The Scottish Government ruling, made under new legislation, stated that the giant leylandii hedge that shields the £3.5m property from other homes must be chopped down following complaints.
The home was acquired in 2010 by Goodwin and his now-estranged wife Joyce.
A group of neighbours claimed the wall of vegetation blocks out the light and prevents plants from growing in their own gardens. They took legal action under the new High Hedges (Scotland) Act 2013.
It gives councils the right to force homeowners to cut hedges which are more than 6ft 6in tall if they form a barrier to light. Councils have the power to enforce cutting-back orders if owners do not have the work carried out themselves.
Edinburgh City Council issued an enforcement notice ordering hedges at the property to be trimmed, but neighbours asked the Scottish Government planning directorate to issue a ruling on exactly which ones.
In a written ruling, Scottish Government planning reporter David Liddell said hedges along the western side of the property should be reduced.
He said: “I can appreciate why the appellants consider that the western hedge is too high.
“Their rear gardens are relatively shallow, made smaller still by conservatories or more substantial extensions.
“This makes them particularly sensitive to any tall boundary fences or hedges.
“In my view the hedge, noting the narrow depths of the rear gardens, presently has a dominant and somewhat oppressive effect when experienced from these gardens.
“Overall, however, I consider that the hedge, at its current height, adversely effects the enjoyment of numbers 5-13 which the occupants of those properties could reasonably expect to have.”
The high hedge notice states that the hedge will now have to be cut back to a maximum height of 14ft.
However, Mr Liddell ruled that three other hedges at the property did not constitute high hedges and refused the neighbours’ appeal to have them reduced.
Goodwin bought the home, in the Colinton area of the city, in June 2010 after his property in The Grange was targeted by vandals.
After he split from his wife Joyce, she remained at the new address and although recent efforts have been made to reduce the size of the hedge, neighbours still believed it was unacceptably high.
In a joint statement to the Scottish Government, the neighbours said: “We would wish to stress that the appearance of this hedge is both dominant and oppressive. These two rows are not only high and block light, but their combined growth, thickness of trunks and compact branches provide a real density such that in most areas allow no light to pass through.
“The hedge spills over the five-foot-high wooden fence bordering our properties. None of the owners has ever trimmed off the overhang.

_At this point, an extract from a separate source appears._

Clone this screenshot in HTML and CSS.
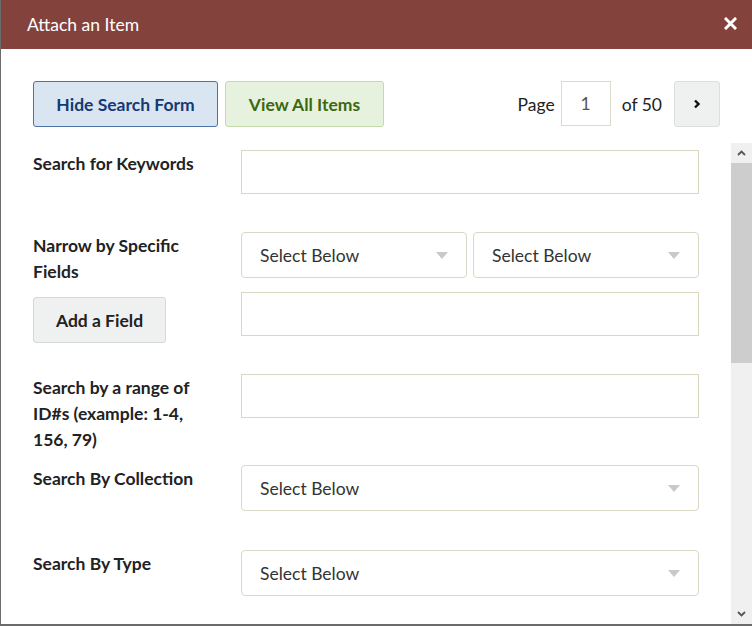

“There are real feelings of dominance and oppression which have gradually built up over the years - due to lack of proper tree management.
“The gardens may not be large but they have always been the same size, the issue is that as the trees and hedge have become enlarged they have overpowered the gardens.”
The house, which was built for football legend Graeme Souness, has large entry gates and a state-of-the-art security system, as well as tall trees which provide shade. Inside, it boasts a tennis court, Japanese garden and a circular fountain in the driveway.
Goodwin became one of Scotland’s best-known figures after his career in banking took off in 2000.
He presided over the Royal Bank of Scotland’s rapid rise to global prominence with assets of £1.9 trillion.
However, he resigned in October 2008 before the bank revealed losses of £24.1 billion - the largest annual loss in UK corporate history.
His time in charge of the Royal Bank of Scotland left the taxpayer with a multi-billion-pound bail-out bill. He was nicknamed Fred the Shred for his abrasive management style.